Au moment où certains de nos élus paraissent frappés du « syndrome du tapis rouge », il conviendrait qu’ils se « mouillent » un peu pour les fils des frères de leurs ancêtres, qui sont restés là-bas.

Où sont les propositions de la vingtaine de parlementaires de l’outremer français, lors de la mise en place des budgets de la coopération dont le montant, en 2002 sous un gouvernement pourtant socialiste, a été diminué de moitié ? Où sont les motions adressées par nos élus au gouvernement à la veille des grandes rencontres internationales ? Dans les prises de position de la France et de l’Europe aux conférences comme celles de Seattle, de Gênes, de Doha ou de Monterrey, ne peut-on jamais trouver trace d’une proposition en provenance des départements d’outre-mer ? Une telle initiative aurait pu, par exemple, être tout naturellement porteuse, avant Jacques Chirac, de l’idée d’une mondialisation sociale. Cette absence de « social » tue dans les pays du tiers-monde, en même temps qu’elle pénalise notre production bananière sur le marché européen.

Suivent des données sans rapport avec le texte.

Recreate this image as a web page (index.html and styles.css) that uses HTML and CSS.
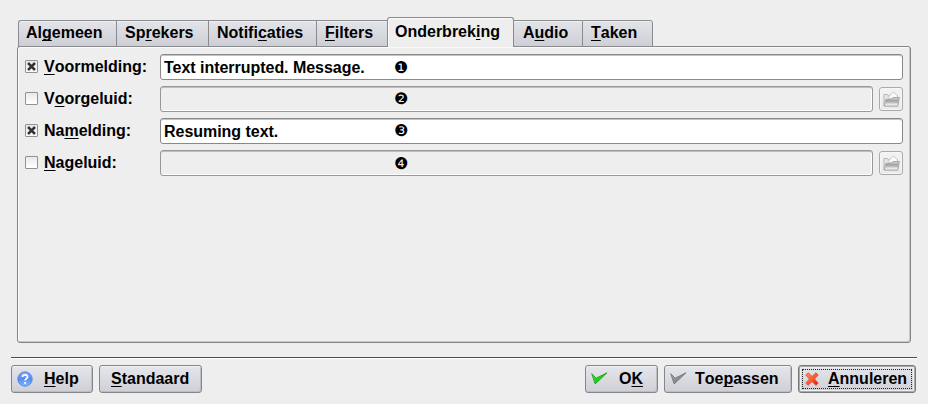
FILE: index.html
```
<!DOCTYPE html>
<html lang="nl">
<head>
<meta charset="utf-8">
<title>Onderbreking</title>
<link rel="stylesheet" href="styles.css">
</head>
<body>
<svg class="defs" width="0" height="0">
  <defs>
    <linearGradient id="gGreen" x1="0" y1="0" x2="1" y2="1"><stop offset="0" stop-color="#54ec48"/><stop offset=".5" stop-color="#14d60c"/><stop offset="1" stop-color="#10a410"/></linearGradient>
    <linearGradient id="gGray" x1="0" y1="0" x2="1" y2="1"><stop offset="0" stop-color="#aaa"/><stop offset="1" stop-color="#707070"/></linearGradient>
    <linearGradient id="gRed" x1="0" y1="0" x2="1" y2="1"><stop offset="0" stop-color="#ff9565"/><stop offset=".5" stop-color="#f96132"/><stop offset="1" stop-color="#f00500"/></linearGradient>
    <linearGradient id="gBlue" x1="0" y1="0" x2="0" y2="1"><stop offset="0" stop-color="#80abff"/><stop offset=".5" stop-color="#568bf5"/><stop offset="1" stop-color="#83bdff"/></linearGradient>
    <linearGradient id="gFolder" x1="0" y1="0" x2="0" y2="1"><stop offset="0" stop-color="#d8d8d8"/><stop offset=".4" stop-color="#a0a0a0"/><stop offset=".8" stop-color="#e8e8e8"/><stop offset="1" stop-color="#ddd"/></linearGradient>
    <symbol id="check" viewBox="0 0 17 14"><path d="M.7 1.7 L5.2 6.2 L16 .8 L4.2 12 Z" stroke-width=".8" stroke-linejoin="round"/></symbol>
    <symbol id="folder" viewBox="0 0 17 16">
      <path d="M1 15 V3.5 H4.5 L5.5 5 H14.5 V8" fill="#e6e6e6" stroke="#b4b4b4"/>
      <path d="M4.5 7 L10.5 .8 L14.6 5 L13.5 8 Z" fill="#fafafa" stroke="#bbb" stroke-width=".8"/>
      <path d="M1.2 15.2 L2.8 8.5 H8 L10 6.5 H16.3 L14.8 15.2 Z" fill="url(#gFolder)" stroke="#a4a4a4" stroke-width=".9"/>
    </symbol>
  </defs>
</svg>
<main class="dialog">
  <nav class="tabs">
    <div class="tab tab-first">Al<u>g</u>emeen</div>
    <div class="tab tab-speakers">Sp<u>r</u>ekers</div>
    <div class="tab tab-notifications">Notifi<u>c</u>aties</div>
    <div class="tab tab-filters"><u>F</u>ilters</div>
    <div class="tab tab-active">Onderbrek<u>i</u>ng</div>
    <div class="tab tab-audio">A<u>u</u>dio</div>
    <div class="tab tab-last"><u>T</u>aken</div>
  </nav>
  <section class="panel">
    <div class="row">
      <span class="box"><svg width="9" height="9" viewBox="0 0 9 9"><path d="M1 1L8 8M8 1L1 8"/></svg></span>
      <label><u>V</u>oormelding:</label>
      <div class="field">Text interrupted. Message.<span class="mark">❶</span></div>
    </div>
    <div class="row">
      <span class="box"></span>
      <label>V<u>o</u>orgeluid:</label>
      <div class="field disabled"><span class="mark mark-up">❷</span></div>
      <div class="browse"><svg width="17" height="16"><use href="#folder"/></svg></div>
    </div>
    <div class="row">
      <span class="box"><svg width="9" height="9" viewBox="0 0 9 9"><path d="M1 1L8 8M8 1L1 8"/></svg></span>
      <label>Na<u>m</u>elding:</label>
      <div class="field">Resuming text.<span class="mark mark-up">❸</span></div>
    </div>
    <div class="row">
      <span class="box"></span>
      <label><u>N</u>ageluid:</label>
      <div class="field disabled"><span class="mark">❹</span></div>
      <div class="browse"><svg width="17" height="16"><use href="#folder"/></svg></div>
    </div>
  </section>
  <hr>
  <footer>
    <div class="btn btn-help"><svg width="16" height="16" viewBox="0 0 16 16"><circle cx="8" cy="8" r="7.2" fill="url(#gBlue)" stroke="#4778dc" stroke-width=".8"/><path d="M5.5 6C5.5 3.2 10.7 3.2 10.5 6C10.4 7.6 8.1 7.7 8.1 9.6M8.1 11V12.7" fill="none" stroke="#fff" stroke-width="1.8"/></svg><span><u>H</u>elp</span></div>
    <div class="btn btn-default"><span><u>S</u>tandaard</span></div>
    <div class="btn btn-ok"><svg width="17" height="14" fill="url(#gGreen)" stroke="#189c18"><use href="#check"/></svg><span>O<u>K</u></span></div>
    <div class="btn btn-apply"><svg width="17" height="14" fill="url(#gGray)" stroke="#707070"><use href="#check"/></svg><span>Toe<u>p</u>assen</span></div>
    <div class="btn btn-cancel"><svg width="14" height="14" viewBox="0 0 14 14"><path d="M3.2 .8L7 4.5L11 .8L13.2 3L9.5 7L13.2 11.2L11 13.3L7 9.6L3 13.3L.8 11L4.5 7L.8 3Z" fill="url(#gRed)" stroke="#e64b28" stroke-width=".9" stroke-linejoin="round"/></svg><span><u>A</u>nnuleren</span></div>
  </footer>
</main>
</body>
</html>
```
FILE: styles.css
```
* { box-sizing: border-box; }
body {
  margin: 0;
  width: 928px;
  height: 404px;
  overflow: hidden;
  background: #eee;
  color: #000;
  font: bold 16px/18px "Liberation Sans", sans-serif;
}
.defs { position: absolute; }
svg { display: block; flex: none; }
u {
  text-decoration: underline;
  text-decoration-thickness: 1px;
  text-underline-offset: 2px;
  text-decoration-skip-ink: none;
}
.dialog { padding: 17px 11px 0; }
.tabs {
  position: relative;
  z-index: 1;
  display: flex;
  align-items: flex-end;
  height: 30px;
  padding-left: 7px;
}
.tab {
  height: 27px;
  padding: 3px 0 0 8px;
  border: solid #8a8b8e;
  border-width: 1px 0 1px 1px;
  background: linear-gradient(#e3e4e8, #cecfd6);
  box-shadow: inset 0 1px #f1f1f4;
  white-space: nowrap;
}
.tab-first { width: 98px; padding-left: 7px; border-radius: 3px 0 0 0; }
.tab-speakers { width: 92px; }
.tab-notifications { width: 108px; }
.tab-filters { width: 71px; }
.tab-active {
  width: 127px;
  height: 30px;
  padding-top: 5px;
  padding-left: 7px;
  border-width: 1px 1px 0;
  border-radius: 3px 3px 0 0;
  background: #eee;
  box-shadow: inset 1px 1px #fafafa;
}
.tab-audio { width: 68px; padding-left: 9px; border-left: 0; }
.tab-last { width: 71px; border-right-width: 1px; border-radius: 0 3px 0 0; font-kerning: none; }
.panel {
  display: flex;
  flex-direction: column;
  gap: 6px;
  height: 297px;
  margin: -1px 6px 0;
  padding: 7px 7px 0;
  border: 1px solid #858585;
  border-radius: 3px;
  box-shadow: inset 1px 1px #fafafa, inset -1px -1px #c8c8c8;
}
.row { display: flex; align-items: center; height: 26px; }
.box {
  display: flex;
  align-items: center;
  justify-content: center;
  width: 13px;
  height: 13px;
  margin-bottom: 2px;
  border: 1px solid #929292;
  border-radius: 1px;
  background: linear-gradient(#e9e9e9, #fff);
}
.box path { stroke: #343434; stroke-width: 2.5; }
label { width: 116px; margin: 0 0 1px 6px; font-kerning: none; }
.field {
  position: relative;
  flex: 1;
  height: 26px;
  padding: 4px 3px 0;
  border: 1px solid #898989;
  border-radius: 3px;
  background: #fff;
  box-shadow: inset 0 1px #c4c4c4;
  letter-spacing: -.03px;
}
.disabled {
  background: #eee;
  border-color: #999;
  box-shadow: inset 0 1px #bdbdbd, inset -1px -1px #fff;
}
.mark {
  position: absolute;
  left: 233px;
  top: 4px;
  font: 16px/18px "DejaVu Sans", sans-serif;
}
.mark-up { top: 3px; }
.browse {
  display: flex;
  align-items: center;
  justify-content: center;
  width: 24px;
  height: 24px;
  margin-left: 6px;
  border: 1px solid #aaa;
  border-radius: 3px;
  background: linear-gradient(#f3f3f3, #eaeaea);
  box-shadow: inset 0 0 0 1px #f6f6f6;
}
hr {
  height: 2px;
  margin: 14px 0 6px;
  border: 0;
  border-top: 1px solid #4c4c4c;
  background: #fff;
}
footer { display: flex; padding-right: 1px; font-kerning: none; }
.btn {
  display: flex;
  align-items: center;
  height: 28px;
  border: 1px solid #858689;
  border-radius: 3px;
  background: linear-gradient(#e5e6eb, #cfd0d7);
  box-shadow: inset 0 1px #f3f3f6, inset -1px -1px #bcbdc2;
  white-space: nowrap;
}
.btn-help { width: 82px; padding-left: 5px; gap: 11px; }
.btn-default { width: 103px; margin-left: 6px; padding-left: 11px; }
.btn-ok { width: 73px; margin-left: auto; padding-left: 5px; gap: 11px; }
.btn-apply { width: 128px; margin-left: 6px; padding-left: 5px; gap: 8px; }
.btn-cancel {
  width: 118px;
  margin-left: 6px;
  padding-left: 6px;
  gap: 9px;
  border: 1px solid #777;
  outline: 1px dotted #222;
  outline-offset: -5px;
  box-shadow: inset 0 0 0 1px #aaa, inset 0 0 0 2px #eee;
}
```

Suggérons à nos futurs élus de contribuer au contenu de cette mondialisation sociale. Ils auront ainsi aidé les pays de leurs ancêtres et des frères d’Afrique, au moins autant qu’en assurant la conservation du tambour. Suggérons-leur de proposer, par exemple, au gouvernement français, de mettre à l’ordre du jour des discussions sur la mondialisation, l’application d’une valeur ajoutée sociale obligatoire sur tout produit utilisé en Europe. De sorte que chaque bien de consommation fabriqué dans le monde permette à tous ceux qui l’auront confectionné, de bénéficier d’un minimum de couverture sociale. Une telle démarche en solidarité aurait le mérite supplémentaire de faire en sorte que les produits européens fabriqués dans l’outremer français n’aient pas le monopole des charges sociales. [Septembre 2002].

Yves-Léopold Monthieux




[1] Contrechroniques de le vie politique martiniquaise – Yves-Léopold Monthieux – 2008.